■ Data extract ■
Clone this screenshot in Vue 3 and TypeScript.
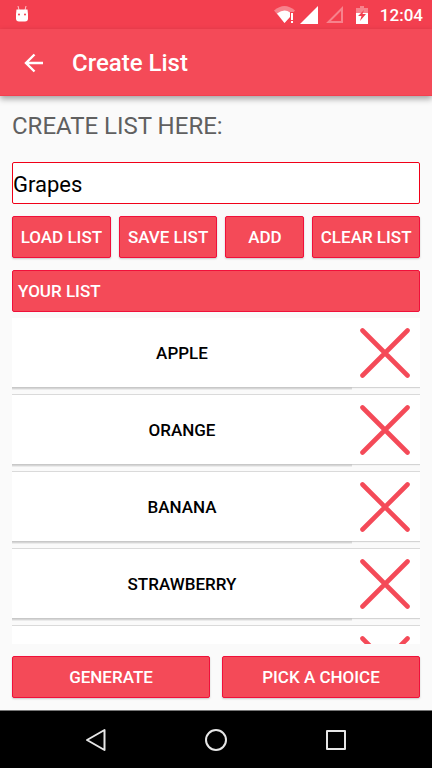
<script setup lang="ts">
import { ref } from 'vue'

const entry = ref('Grapes')
const items = ref<string[]>(['Apple', 'Orange', 'Banana', 'Strawberry', ''])

function addItem(): void {
  const name = entry.value.trim()
  if (name) items.value.push(name)
}

function removeItem(index: number): void {
  items.value.splice(index, 1)
}

function clearItems(): void {
  items.value = []
}
</script>

<template>
  <div class="screen">
    <div class="status">
      <svg class="bug" width="14" height="18" viewBox="0 0 14 18" aria-hidden="true">
        <path d="M3 1l1 4M11 1l-1 4" stroke="#fff" stroke-opacity=".7" fill="none" />
        <path d="M1.500 4.500h11l.5 4.500v4.500q0 3-3 3h-6q-3 0-3-3v-4.500z" fill="#fff" />
        <circle cx="4" cy="9.500" r="1" fill="#f33f4f" />
        <circle cx="10" cy="9.500" r="1" fill="#f33f4f" />
      </svg>
      <div class="indicators">
        <svg width="84" height="20" viewBox="0 0 84 20" aria-hidden="true">
          <path d="M0 5.500Q10.500-3.500 21 5.500L10.500 18z" fill="#fff" fill-opacity=".35" />
          <path d="M3 8.500Q10.500 3 16 7.500V12l-5.500 6z" fill="#fff" />
          <path d="M16 7h5v12h-5z" fill="#f33f4f" />
          <path d="M17 8h2v7h-2zM17 16h2v2h-2z" fill="#fff" />
          <path d="M44 1v18H26z" fill="#fff" />
          <path d="M68 3.500V17H54.500z" fill="none" stroke="#fff" stroke-opacity=".35" stroke-width="2" />
        </svg>
        <svg class="battery" width="12" height="18" viewBox="0 0 12 18" aria-hidden="true">
          <path d="M4 0h4v2h4v5H0V2h4z" fill="#fff" fill-opacity=".35" />
          <path d="M0 7h12v11H0z" fill="#fff" />
          <path d="M8 4l-6 6h3.500l-1.500 5 6-7H6.500z" fill="#f33f4f" />
        </svg>
        <span class="clock">12:04</span>
      </div>
    </div>

    <header class="appbar">
      <button class="back" type="button" aria-label="Back">
        <svg width="20" height="20" viewBox="0 0 20 20" aria-hidden="true">
          <path d="M19 10H2M10.500 1.500L2 10l8.500 8.500" fill="none" stroke="#fff" stroke-width="2.400" />
        </svg>
      </button>
      <h1>Create List</h1>
    </header>

    <main class="content">
      <label class="prompt" for="entry">CREATE LIST HERE:</label>
      <input id="entry" v-model="entry" class="entry" type="text" />

      <div class="actions">
        <button class="btn" type="button">LOAD LIST</button>
        <button class="btn" type="button">SAVE LIST</button>
        <button class="btn" type="button" @click="addItem">ADD</button>
        <button class="btn" type="button" @click="clearItems">CLEAR LIST</button>
      </div>

      <h2 class="list-title">YOUR LIST</h2>
      <ul class="list">
        <li v-for="(item, index) in items" :key="index" class="row">
          <button class="name" type="button">{{ item }}</button>
          <button class="remove" type="button" :aria-label="`Remove item ${index + 1}`" @click="removeItem(index)">
            <svg width="50" height="50" viewBox="0 0 50 50" aria-hidden="true">
              <path d="M2.500 2.500l45 45M47.500 2.500l-45 45" stroke="#f44a58" stroke-width="4.600" stroke-linecap="round" />
            </svg>
          </button>
        </li>
      </ul>

      <div class="choices">
        <button class="btn" type="button">GENERATE</button>
        <button class="btn" type="button">PICK A CHOICE</button>
      </div>
    </main>

    <nav class="navbar">
      <button type="button" aria-label="System back">
        <svg width="24" height="24" viewBox="0 0 24 24" aria-hidden="true">
          <path d="M20.500 2v20L3 12z" />
        </svg>
      </button>
      <button type="button" aria-label="Home">
        <svg width="24" height="24" viewBox="0 0 24 24" aria-hidden="true">
          <circle cx="12" cy="12" r="10" />
        </svg>
      </button>
      <button type="button" aria-label="Recent apps">
        <svg width="24" height="24" viewBox="0 0 24 24" aria-hidden="true">
          <path d="M3 3h18v18H3z" />
        </svg>
      </button>
    </nav>
  </div>
</template>

<style>
body {
  margin: 0;
  background: #fafafa;
}
</style>

<style scoped>
* {
  box-sizing: border-box;
}

.screen {
  display: flex;
  flex-direction: column;
  height: 100vh;
  background: #fafafa;
  font-family: Roboto, sans-serif;
}

button {
  margin: 0;
  padding: 0;
  border: 0;
  background: none;
  font-family: inherit;
}

svg {
  display: block;
}

.status {
  display: flex;
  flex: none;
  align-items: center;
  justify-content: space-between;
  height: 29px;
  padding: 0 9px 0 15px;
  background: #f33f4f;
  color: #fff;
}

.bug {
  margin-bottom: 2px;
}

.indicators {
  display: flex;
  align-items: center;
}

.battery {
  margin-left: -2px;
}

.clock {
  margin-left: 12px;
  font-size: 17px;
  font-weight: 500;
  line-height: 28px;
}

.appbar {
  position: relative;
  display: flex;
  flex: none;
  align-items: center;
  height: 67px;
  padding: 2px 24px 0;
  border-bottom: 1px solid #f33f4f;
  background: #f44a58;
  box-shadow: 0 3px 6px rgba(0, 0, 0, 0.35);
}

h1 {
  margin: 0 0 0 28px;
  color: #fff;
  font-size: 24px;
  font-weight: 500;
  line-height: 32px;
}

.content {
  display: flex;
  flex: 1;
  flex-direction: column;
  min-height: 0;
  padding: 12px;
}

.prompt {
  margin: 2px 0 20px;
  color: #606060;
  font-size: 24px;
  line-height: 32px;
}

.entry {
  flex: none;
  width: 100%;
  height: 42px;
  padding: 2px 0 0;
  border: 1px solid #f00018;
  border-radius: 2px;
  outline: 0;
  background: #fff;
  color: #000;
  font-family: inherit;
  font-size: 22px;
}

.actions {
  display: grid;
  grid-template-columns: 99fr 99fr 79fr 108fr;
  gap: 8px;
  margin: 12px 0;
}

.btn,
.list-title {
  height: 42px;
  border: 1px solid #f0103a;
  border-radius: 2px;
  background: #f44a58;
  color: #fff;
  font-size: 17px;
  font-weight: 500;
  line-height: 40px;
  white-space: nowrap;
}

.btn {
  box-shadow: 0 1px 2px rgba(0, 0, 0, 0.2);
}

.list-title {
  flex: none;
  margin: 0 0 6px;
  padding: 0 5px;
}

.list {
  display: flex;
  flex: 1;
  flex-direction: column;
  gap: 8px;
  min-height: 0;
  margin: 0;
  padding: 0;
  overflow: hidden;
  list-style: none;
}

.row {
  display: flex;
  flex: none;
  height: 69px;
  background: #fff;
  box-shadow: 0 -1px 0 #dadada, 0 1px 1px #d4d4d4;
}

.name {
  flex: 1;
  box-shadow: 0 1px 0 #c8c8c8, 0 2px 0 #d6d6d6, 0 3px 0 #ebebeb;
  color: #000;
  font-size: 17px;
  font-weight: 500;
  text-transform: uppercase;
}

.remove {
  padding: 0 10px 0 8px;
}

.choices {
  display: grid;
  grid-template-columns: 1fr 1fr;
  gap: 12px;
  margin-top: 12px;
}

.navbar {
  display: flex;
  flex: none;
  justify-content: center;
  gap: 96px;
  height: 58px;
  border-top: 1px solid #777;
  background: #000;
}

.navbar svg {
  fill: none;
  stroke: #e6e6e6;
  stroke-width: 2;
  stroke-linejoin: round;
}
</style>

■ What you are asked to do ■
Restate only the lines running from the start of the material above through the line containing "ref<string[]>(['Apple', 'Orange', 'Banana', 'Strawberry', ''])", ends included. No pictures.

■ Complete response ■
Clone this screenshot in Vue 3 and TypeScript.
<script setup lang="ts">
import { ref } from 'vue'

const entry = ref('Grapes')
const items = ref<string[]>(['Apple', 'Orange', 'Banana', 'Strawberry', ''])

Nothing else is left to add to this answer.